When asked when he realized women’s basketball arrived, he thought back to his own experience.

“My moment was when I could give up two or three jobs that I held to be able to do what I wanted to do,” Foster said. “My salary increased to the point where it could actually start to make a living without bartending, resurfacing tennis courts, running a restaurant in Ocean City, NJ for a summer.”

Twenty years after the passage of Title IX, UTC was still working to add women’s sports. The addition of these sports also brought along the addition of support staff.

Senior Woman Administrator and Executive Associate Athletics Director Laura Herron started her career at UTC in 1994 as the first full time female athletic trainer.

“There were graduate assistants before and students that were female, but I was the first full time,” she said.

Softball was added in 1994 and two years later women’s soccer made it’s debut. The women’s golf team returned to the varsity ranks and just recently Chattanooga added beach volleyball.
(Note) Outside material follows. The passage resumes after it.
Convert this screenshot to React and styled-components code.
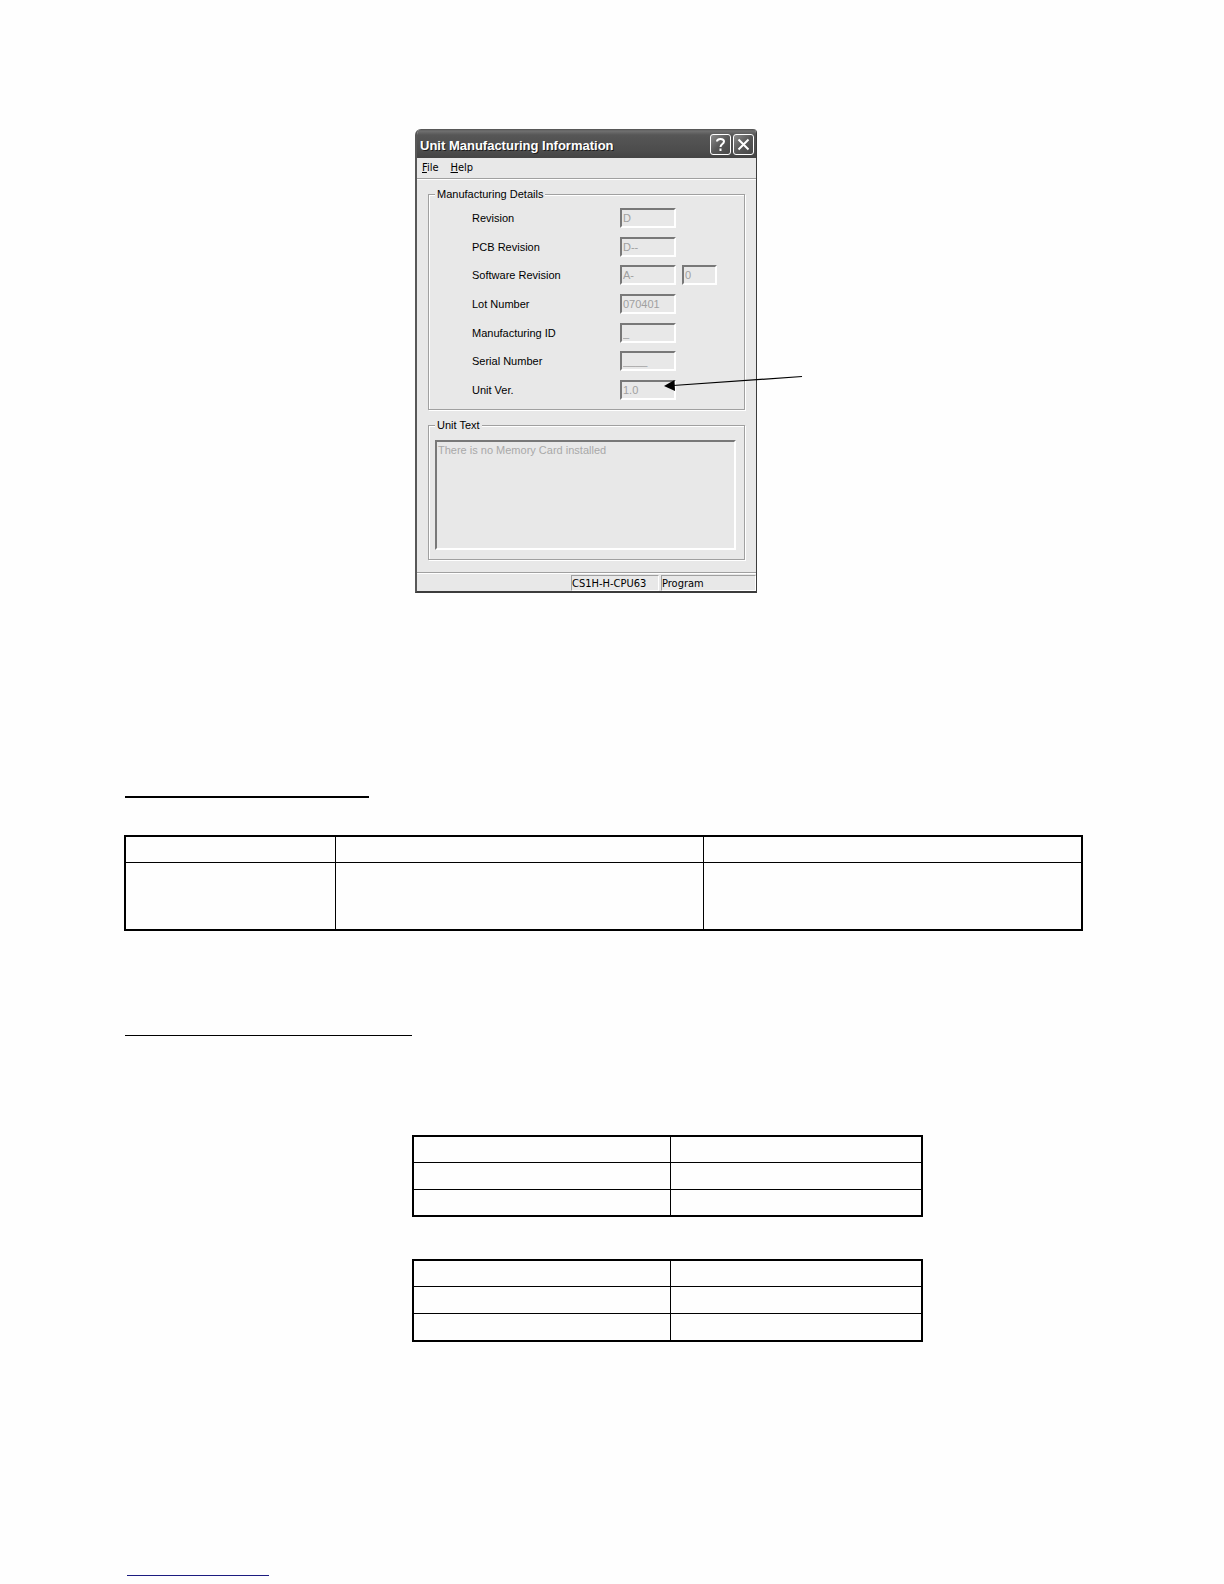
import React from 'react';
import styled, { createGlobalStyle } from 'styled-components';

const GlobalStyle = createGlobalStyle`
* {
box-sizing: border-box;
}
body {
margin: 0;
background: #fefefe;
color: #000;
font-family: "Liberation Sans", Arial, sans-serif;
font-size: 11px;
line-height: 14px;
}`

const Page = styled.main`
display: flex;
flex-direction: column;
padding: 129px 141px 8px 124px;`

const Figure = styled.div`
position: relative;
width: 342px;
margin-left: 291px;`

const Window = styled.section`
display: flex;
flex-direction: column;
background: #e8e8e8;
border: solid #3c3c3c;
border-width: 0 1px 2px 2px;
border-left-color: #585858;
border-radius: 6px 4px 0 0;
overflow: hidden;`

const TitleBar = styled.header`
display: flex;
align-items: center;
gap: 2px;
height: 29px;
padding: 2px 2px 0 4px;
margin-left: -1px;
background: linear-gradient(#505050, #707070 2px, #565656 6px, #4c4c4c 22px, #444);`

const Title = styled.h1`
flex: 1;
margin: 0;
color: #fff;
font-size: 13px;
line-height: 18px;
padding-top: 2px;
white-space: nowrap;
text-shadow: 1px 1px 0 #1c1c1c;`

const TitleButton = styled.button`
display: flex;
width: 21px;
height: 21px;
padding: 0;
border: 1px solid #fff;
border-radius: 3px;
background: linear-gradient(135deg, #8c8c8c, #585858 50%, #484848);`

const MenuBar = styled.nav`
display: flex;
align-items: flex-start;
gap: 12px;
height: 22px;
padding: 3px 5px;
border-bottom: 1px solid #fff;
box-shadow: inset 0 -1px 0 #a0a0a0;`

const MenuItem = styled.button`
padding: 0;
border: 0;
background: none;
color: #000;
font: 11px/14px "DejaVu Sans Condensed", sans-serif;`

const Content = styled.div`
display: flex;
flex-direction: column;
gap: 8px;
padding: 7px 11px 12px;`

const Group = styled.fieldset`
min-width: 0;
margin: 0;
padding: ${props => props.$padding};
border: 1px solid #a0a0a0;
box-shadow: 1px 1px 0 #fff, inset 1px 1px 0 #fff;`

const Legend = styled.legend`
margin-left: ${props => props.$indent};
padding: 0 2px;
background: #e8e8e8;`

const Fields = styled.div`
display: flex;
flex-direction: column;
justify-content: space-between;
height: 192px;`

const Field = styled.div`
display: flex;
align-items: center;`

const Label = styled.label`
width: 148px;`

const Input = styled.input`
width: ${props => props.$small ? '35px' : '56px'};
height: 20px;
margin-right: 6px;
padding: 0 1px;
border: 2px solid;
border-color: #787878 #fff #fff #787878;
background: #e8e8e8;
color: #a0a0a0;
font: inherit;`

const UnitText = styled.textarea`
display: block;
width: 100%;
height: 110px;
padding: 1px;
border: 2px solid;
border-color: #787878 #fff #fff #787878;
background: #e8e8e8;
color: #a8a8a8;
font: inherit;
resize: none;`

const StatusBar = styled.footer`
display: flex;
justify-content: flex-end;
gap: 2px;
height: 19px;
padding: 2px 0 0;
border-top: 1px solid #a0a0a0;
box-shadow: inset 0 1px 0 #fff;`

const Status = styled.div`
width: ${props => props.$width};
border: 1px solid;
border-color: #a0a0a0 #fff #fff #a0a0a0;
font: 11px/16px "DejaVu Sans Condensed", sans-serif;
white-space: nowrap;`

const Arrow = styled.svg`
position: absolute;
left: 248px;
top: 246px;`

const Rule = styled.div`
width: ${props => props.$width};
margin: ${props => props.$margin};
border-top: ${props => props.$line || '1px solid #000'};`

const Table = styled.table`
width: 100%;
max-width: ${props => props.$max || 'none'};
margin: ${props => props.$margin};
table-layout: fixed;
border: 2px solid #000;
border-collapse: separate;
border-spacing: 0;
td {
padding: 0;
border: solid #000;
border-width: 0 1px 1px 0;
}
td:last-child {
border-right: 0;
}
tr:last-child td {
border-bottom: 0;
}`

const Column = styled.col`
width: ${props => props.$width};`

const Row = styled.tr`
height: ${props => props.$height};`

const fields = [
    { id: 'revision', label: 'Revision', value: 'D' },
    { id: 'pcb', label: 'PCB Revision', value: 'D--' },
    { id: 'software', label: 'Software Revision', value: 'A-', extra: '0' },
    { id: 'lot', label: 'Lot Number', value: '070401' },
    { id: 'manufacturing', label: 'Manufacturing ID', value: '_' },
    { id: 'serial', label: 'Serial Number', value: '____' },
    { id: 'version', label: 'Unit Ver.', value: '1.0' },
];

const Grid = ({ columns, rows, $margin, $max }) => (
    <Table $margin={$margin} $max={$max}>
        <colgroup>
            {columns.map((width, id) => <Column key={id} $width={width} />)}
        </colgroup>
        <tbody>
            {rows.map((height, id) => (
                <Row key={id} $height={height}>
                    {columns.map((_, cell) => <td key={cell} />)}
                </Row>
            ))}
        </tbody>
    </Table>
)

const UnitWindow = () => (
    <Window>
        <TitleBar>
            <Title>Unit Manufacturing Information</Title>
            <TitleButton aria-label="Help">
                <svg width="19" height="19" fill="none" stroke="#fff" strokeWidth="2">
                    <path d="M6 6.5C6 3 13 3 13 6.5C13 9 9.5 9 9.5 12M9.5 13.5V16" />
                </svg>
            </TitleButton>
            <TitleButton aria-label="Close">
                <svg width="19" height="19" fill="none" stroke="#fff" strokeWidth="2">
                    <path d="M4.5 4.5L14.5 14.5M14.5 4.5L4.5 14.5" />
                </svg>
            </TitleButton>
        </TitleBar>
        <MenuBar>
            <MenuItem><u>F</u>ile</MenuItem>
            <MenuItem><u>H</u>elp</MenuItem>
        </MenuBar>
        <Content>
            <Group $padding="7px 8px 9px 43px">
                <Legend $indent="-37px">Manufacturing Details</Legend>
                <Fields>
                    {fields.map(item => (
                        <Field key={item.id}>
                            <Label htmlFor={item.id}>{item.label}</Label>
                            <Input id={item.id} value={item.value} disabled readOnly />
                            {item.extra
                                ? <Input $small aria-label={item.label} value={item.extra} disabled readOnly />
                                : null}
                        </Field>
                    ))}
                </Fields>
            </Group>
            <Group $padding="8px 8px 9px 6px">
                <Legend id="unit-text" $indent="0">Unit Text</Legend>
                <UnitText aria-labelledby="unit-text" value="There is no Memory Card installed" disabled readOnly />
            </Group>
        </Content>
        <StatusBar>
            <Status $width="88px">CS1H-H-CPU63</Status>
            <Status $width="95px">Program</Status>
        </StatusBar>
    </Window>
)

export default () => (
    <Page>
        <GlobalStyle />
        <Figure>
            <UnitWindow />
            <Arrow width="140" height="18" aria-hidden="true">
                <path d="M10 10.5L139 1.5" stroke="#000" strokeWidth="1.2" />
                <path d="M1 11L11.5 5L12 16Z" />
            </Arrow>
        </Figure>
        <Rule $width="244px" $margin="203px 0 0 1px" $line="2px solid #000" />
        <Grid $margin="37px 0 0" columns={['210px', '368px', 'auto']} rows={['26px', '66px']} />
        <Rule $width="287px" $margin="104px 0 0 1px" />
        <Grid $margin="99px 0 0 288px" $max="511px" columns={['257px', 'auto']} rows={['26px', '27px', '25px']} />
        <Grid $margin="42px 0 0 288px" $max="511px" columns={['257px', 'auto']} rows={['26px', '27px', '26px']} />
        <Rule $width="142px" $margin="233px 0 0 3px" $line="1px solid #1c1c80" />
    </Page>
)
Mocs head coach Frank Reed came to UTC from Chattanooga State where his first team was comprised of a pitcher and short stop converted to catcher who had fast pitch experience. The rest came from the ranks of the slow pitch game.

“It took years to get it where we are today,” Reed said. “Even the 21 years I’ve been here, fast pitch softball has changed to where just about everyone has a team.”

The future of women’s sports in seeing its continued growth in numbers and in funding.

“We still have some growth to do,” Herron said. “I’d love to see all of our sports fully funded in scholarships and coaching staff. We’d love to lead our conference and make strides nationally.”

From peanut butter sandwiches and three games basketball games in one day, women’s sports have moved beyond the early days to sit down meals, overnight trips and the championship experience.

While steps have been made to give women and girls equal opportunity, we still need to make strides.

Chattanooga fields sports for women in basketball, beach volleyball, cross country, golf, softball, soccer, track and field – indoor and outdoor, tennis and volleyball.